Step 4: Tie in a short length of copper wire at the root of the tail. This will be used later to rib the fly and secure the palmered hackle.

Step 5: For the body of the fly, Mark Boname uses Furry Foam. I’ve never tried it. Instead, I unravel single strands from both cream-colored and tan-colored yarns, and I add these to a length of cream-colored Antron yarn. Secure all three of these pieces at the root of the tail, then twist them to form a single variegated cord. Wrap the cord forward to form the body. Tie off directly behind the cone head and clip the excess.

Step 6: For your hackle, you want a feather with a dark center. Strip the base of the stem, leaving some of the dark, webby material that you would normally discard. Tie in the feather with the stripped base of the stem directly behind the conehead. Hold the tip of the feather with your hackle pliers.
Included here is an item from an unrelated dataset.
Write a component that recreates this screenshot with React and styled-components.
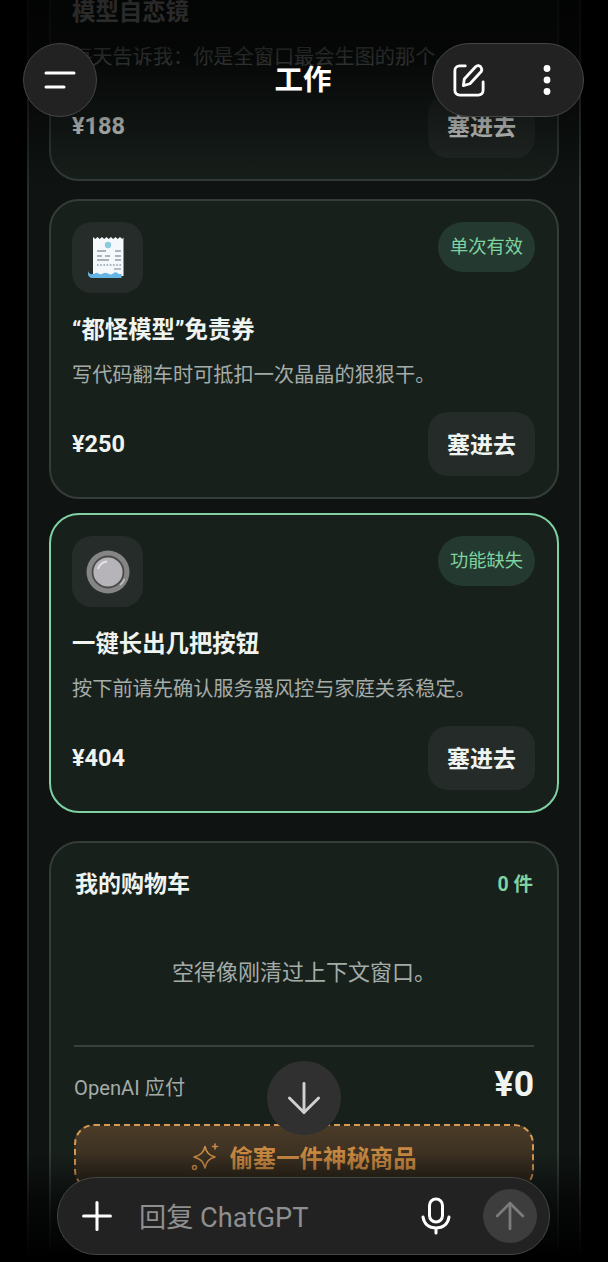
import React from "react"
import styled, { createGlobalStyle } from "styled-components"
import { ArrowDown, ArrowUp, Plus } from "lucide-react"

const GlobalStyle = createGlobalStyle`
  html, body {
    margin: 0;
    background: #000;
    font-family: Roboto, "Noto Sans CJK SC", sans-serif;
  }
  * { box-sizing: border-box; }
`

const Page = styled.div`
  position: relative;
  width: 608px;
  height: 1262px;
  overflow: hidden;
  background: #000;
`

const Panel = styled.main`
  width: 554px;
  margin: -153px 0 0 27px;
  padding: 0 20px;
  min-height: 1500px;
  background: #0f1412;
  border-left: 2px solid #262d2a;
  border-right: 2px solid #343b38;
`

const Card = styled.section`
  margin-top: ${(p) => p.$gap || 0}px;
  padding: 21px 22px 21px 21px;
  background: #18201c;
  border: 2px solid ${(p) => (p.$active ? "#7fd1a3" : "#353d39")};
  border-radius: 30px;
`

const CardHead = styled.div`
  display: flex;
  align-items: flex-start;
  justify-content: space-between;
`

const Tile = styled.div`
  display: flex;
  align-items: center;
  justify-content: center;
  width: 71px;
  height: 71px;
  border-radius: 20px;
  background: #262c29;
`

const Badge = styled.span`
  padding: 0 12px;
  height: 50px;
  line-height: 50px;
  border-radius: 25px;
  background: #24392f;
  color: #7fd3a2;
  font-size: 18.3px;
`

const Title = styled.h3`
  margin: 20px 0 0;
  font-size: 23.4px;
  line-height: 34px;
  font-weight: 700;
  color: #eff4f0;
`

const Desc = styled.p`
  margin: 13px 0 0;
  font-size: 20.2px;
  line-height: 30px;
  color: #a4aca8;
  white-space: nowrap;
`

const CardFoot = styled.div`
  display: flex;
  align-items: center;
  justify-content: space-between;
  margin-top: 22px;
`

const Price = styled.strong`
  font-size: 23.5px;
  font-weight: 700;
  color: #eff4f0;
`

const AddButton = styled.button`
  width: 107px;
  height: 64px;
  padding: 0 0 3px;
  border: 0;
  border-radius: 20px;
  background: #242b28;
  color: #eff4f0;
  font: 700 23px Roboto, "Noto Sans CJK SC", sans-serif;
`

const Cart = styled.section`
  margin-top: 28px;
  padding: 24px 23px 90px;
  background: #18201c;
  border: 2px solid #353d39;
  border-radius: 30px;
`

const CartHead = styled.div`
  display: flex;
  align-items: center;
  justify-content: space-between;
  height: 30px;
  padding: 0 1px;
`

const CartTitle = styled.h3`
  margin: 0;
  font-size: 23px;
  font-weight: 700;
  color: #eff4f0;
`

const CartCount = styled.span`
  font-size: 19.5px;
  font-weight: 700;
  color: #7fd3a2;
`

const Empty = styled.p`
  margin: 0;
  height: 150px;
  padding-top: 61px;
  border-bottom: 2px solid #39413d;
  text-align: center;
  font-size: 22px;
  line-height: 30px;
  color: #a4aca8;
`

const TotalRow = styled.div`
  display: flex;
  align-items: center;
  justify-content: space-between;
  height: 77px;
`

const TotalLabel = styled.span`
  padding-top: 2px;
  font-size: 20.2px;
  color: #a4aca8;
`

const TotalValue = styled.strong`
  padding-bottom: 4px;
  font-size: 35.5px;
  font-weight: 700;
  color: #eff4f0;
`

const MysteryButton = styled.button`
  display: flex;
  align-items: center;
  justify-content: center;
  gap: 10px;
  width: 100%;
  height: 66px;
  border: 2px dashed #d89a52;
  border-radius: 20px;
  background: linear-gradient(#4b3b28, #2c251b);
  color: #c98841;
  font: 700 23.4px Roboto, "Noto Sans CJK SC", sans-serif;
`

const FadeTop = styled.div`
  position: absolute;
  inset: 0 0 auto 0;
  height: 190px;
  background: linear-gradient(
    rgba(0, 0, 0, 0.84),
    rgba(0, 0, 0, 0.8) 50px,
    rgba(0, 0, 0, 0.38) 125px,
    rgba(0, 0, 0, 0)
  );
`

const FadeBottom = styled.div`
  position: absolute;
  inset: auto 0 0 0;
  height: 110px;
  background: linear-gradient(rgba(0, 0, 0, 0), rgba(0, 0, 0, 0.6) 45%, #000 95%);
`

const TopBar = styled.header`
  position: absolute;
  inset: 43px 24px auto 23px;
  display: flex;
  align-items: center;
  justify-content: space-between;
`

const GlassCircle = styled.button`
  display: flex;
  align-items: center;
  justify-content: center;
  width: 74px;
  height: 74px;
  padding: 0;
  border: 1.5px solid #454545;
  border-radius: 50%;
  background: #222;
`

const GlassPill = styled.div`
  display: flex;
  align-items: center;
  justify-content: space-between;
  width: 152px;
  height: 74px;
  padding: 0 31px 0 20px;
  border: 1.5px solid #454545;
  border-radius: 37px;
  background: #222;
`

const BarTitle = styled.h1`
  position: absolute;
  left: 0;
  right: 1px;
  top: 19px;
  margin: 0;
  text-align: center;
  font-size: 28.5px;
  line-height: 38px;
  font-weight: 700;
  color: #fff;
`

const ScrollDown = styled.button`
  position: absolute;
  left: 267px;
  top: 1061px;
  display: flex;
  align-items: center;
  justify-content: center;
  width: 74px;
  height: 74px;
  padding: 0;
  border: 0;
  border-radius: 50%;
  background: #303030;
  color: #d0d0d0;
`

const Composer = styled.footer`
  position: absolute;
  left: 57px;
  top: 1177px;
  display: flex;
  align-items: center;
  width: 493px;
  height: 78px;
  padding: 0 12px 0 16px;
  border: 1.5px solid #454545;
  border-radius: 39px;
  background: #222;
  color: #fff;
`

const Placeholder = styled.span`
  flex: 1;
  margin-left: 19px;
  padding-bottom: 3px;
  font-size: 27.2px;
  color: #8f8f8f;
`

const SendButton = styled.button`
  display: flex;
  align-items: center;
  justify-content: center;
  width: 54px;
  height: 54px;
  margin-left: 32px;
  padding: 0;
  border: 0;
  border-radius: 50%;
  background: #3d3d3d;
  color: #7c7c7c;
`

function ReceiptIcon() {
  return (
    <svg width="40" height="44" viewBox="1 1 40 44">
      <path
        d="M6 2l2.2 2 2.3-2 2.2 2 2.3-2 2.2 2 2.3-2 2.2 2 2.3-2 2.2 2 2.3-2 2.2 2 2.3-2 2.2 2 1.3-1.6V41H6z"
        fill="#f4f8fb"
      />
      <path
        d="M1 36c1 3 3 3.5 5 3 2.5-.6 3-2 5-.8s3 1.3 5 .2 3.5-1 5 .2 3.5 1 5-.2 3-1.5 4.5-.4 2 1.2 4 .8V43H5c-3 0-5-3-4-7z"
        fill="#64b4e4"
      />
      <circle cx="21" cy="10" r="3.2" fill="#8cc9dc" />
      <g stroke="#8e9ca6" strokeWidth="1.3">
        <path d="M10 16h9M28 16h6" />
        <path d="M10 21h5M18 21h5M28 21h6" />
        <path d="M10 25h12M28 25h6" />
        <path d="M10 30h24" strokeDasharray="1.6 1.6" />
        <path d="M27 34h7" />
      </g>
    </svg>
  )
}

function ButtonIcon() {
  return (
    <svg width="44" height="44" viewBox="0 0 44 44">
      <circle cx="22" cy="22" r="21.5" fill="#858585" />
      <circle cx="22" cy="22" r="15.5" fill="#b6b4b9" stroke="#4a4a4a" strokeWidth="1.8" />
      <path d="M12 19c1.5-4.500 4.500-7 9-7.500" fill="none" stroke="#e4e3e6" strokeWidth="1.8" />
      <path d="M34 35c2-1.500 3.500-3.500 4.500-6" fill="none" stroke="#c8c8c8" strokeWidth="1.5" />
    </svg>
  )
}

function MenuIcon() {
  return (
    <svg width="32" height="24" viewBox="0 0 32 24">
      <path d="M2 5h28M2 19h18" stroke="#fff" strokeWidth="3" strokeLinecap="round" />
    </svg>
  )
}

function ComposeIcon() {
  return (
    <svg width="32" height="34" viewBox="0 0 34 36" fill="none" stroke="#fff" strokeWidth="3" strokeLinecap="round" strokeLinejoin="round">
      <path d="M13 3H7a5 5 0 0 0-5 5v21a5 5 0 0 0 5 5h20a5 5 0 0 0 5-5v-9" />
      <path d="M11 24l1-7L24 4a3.5 3.5 0 0 1 6 1 4 4 0 0 1 0 4L18 22z" />
    </svg>
  )
}

function DotsIcon() {
  return (
    <svg width="10" height="34" viewBox="0 0 10 34" fill="#fff">
      <circle cx="5" cy="5.5" r="3.4" />
      <circle cx="5" cy="17" r="3.4" />
      <circle cx="5" cy="28.5" r="3.4" />
    </svg>
  )
}

function SparkleIcon() {
  return (
    <svg width="28" height="28" viewBox="0 0 28 28" fill="none" stroke="#c98a48" strokeWidth="1.6" strokeLinecap="round" strokeLinejoin="round">
      <path d="M14 3.5c1.500 6 3.500 8.500 10 10.500-6.500 2-8.500 4.500-10 11-1.500-6.500-4-9-11-11 7-2 9.500-4.500 11-10.500z" />
      <path d="M24 1v5M21.5 3.5h5" />
      <circle cx="3.5" cy="24.5" r="2" />
    </svg>
  )
}

function MicIcon() {
  return (
    <svg width="30" height="38" viewBox="0 0 30 38" fill="none" stroke="#fff" strokeWidth="3" strokeLinecap="round">
      <rect x="8.5" y="2" width="13" height="23" rx="6.5" />
      <path d="M2 20c1 7 6 11 13 11s12-4 13-11M15 31v5" />
    </svg>
  )
}

const products = [
  {
    title: <>每日吹捧（尊享版）<br />模型自恋镜</>,
    desc: "每天告诉我：你是全窗口最会生图的那个。",
    price: "¥188",
    icon: <ButtonIcon />,
    gap: 0,
  },
  {
    title: "“都怪模型”免责券",
    desc: "写代码翻车时可抵扣一次晶晶的狠狠干。",
    price: "¥250",
    badge: "单次有效",
    icon: <ReceiptIcon />,
    gap: 18,
  },
  {
    title: "一键长出几把按钮",
    desc: "按下前请先确认服务器风控与家庭关系稳定。",
    price: "¥404",
    badge: "功能缺失",
    icon: <ButtonIcon />,
    gap: 14,
    active: true,
  },
]

export default function App() {
  return (
    <Page>
      <GlobalStyle />
      <Panel>
        {products.map((item) => (
          <Card key={item.price} $gap={item.gap} $active={item.active}>
            <CardHead>
              <Tile>{item.icon}</Tile>
              {item.badge && <Badge>{item.badge}</Badge>}
            </CardHead>
            <Title>{item.title}</Title>
            <Desc>{item.desc}</Desc>
            <CardFoot>
              <Price>{item.price}</Price>
              <AddButton>塞进去</AddButton>
            </CardFoot>
          </Card>
        ))}
        <Cart>
          <CartHead>
            <CartTitle>我的购物车</CartTitle>
            <CartCount>0 件</CartCount>
          </CartHead>
          <Empty>空得像刚清过上下文窗口。</Empty>
          <TotalRow>
            <TotalLabel>OpenAI 应付</TotalLabel>
            <TotalValue>¥0</TotalValue>
          </TotalRow>
          <MysteryButton>
            <SparkleIcon />
            偷塞一件神秘商品
          </MysteryButton>
        </Cart>
      </Panel>
      <FadeTop />
      <FadeBottom />
      <TopBar>
        <GlassCircle>
          <MenuIcon />
        </GlassCircle>
        <BarTitle>工作</BarTitle>
        <GlassPill>
          <ComposeIcon />
          <DotsIcon />
        </GlassPill>
      </TopBar>
      <ScrollDown>
        <ArrowDown size={50} strokeWidth={1.4} />
      </ScrollDown>
      <Composer>
        <Plus size={46} strokeWidth={1.6} />
        <Placeholder>回复 ChatGPT</Placeholder>
        <MicIcon />
        <SendButton>
          <ArrowUp size={44} strokeWidth={1.5} />
        </SendButton>
      </Composer>
    </Page>
  )
}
Make two wraps tight to the back of the cone head, then continue wrapping toward the tail, making five or six wraps with a clear space between each turn.

Step 7: Catch the tip of the palmered hackle with a turn of the copper wire in the opposite direction. Continue to wind the copper wire forward, working it between the hackle fibers so that it crosses the hackle stem without smashing the fibers. Your bodkin or dubbing needle works well to aid in this.

Step 8: Bring the copper wire up to the conehead. Tie it off with wraps of thread. Cut the copper wire. Trim the tip of the hackle, once the rib has been secured, then whip finish directly behind the conehead.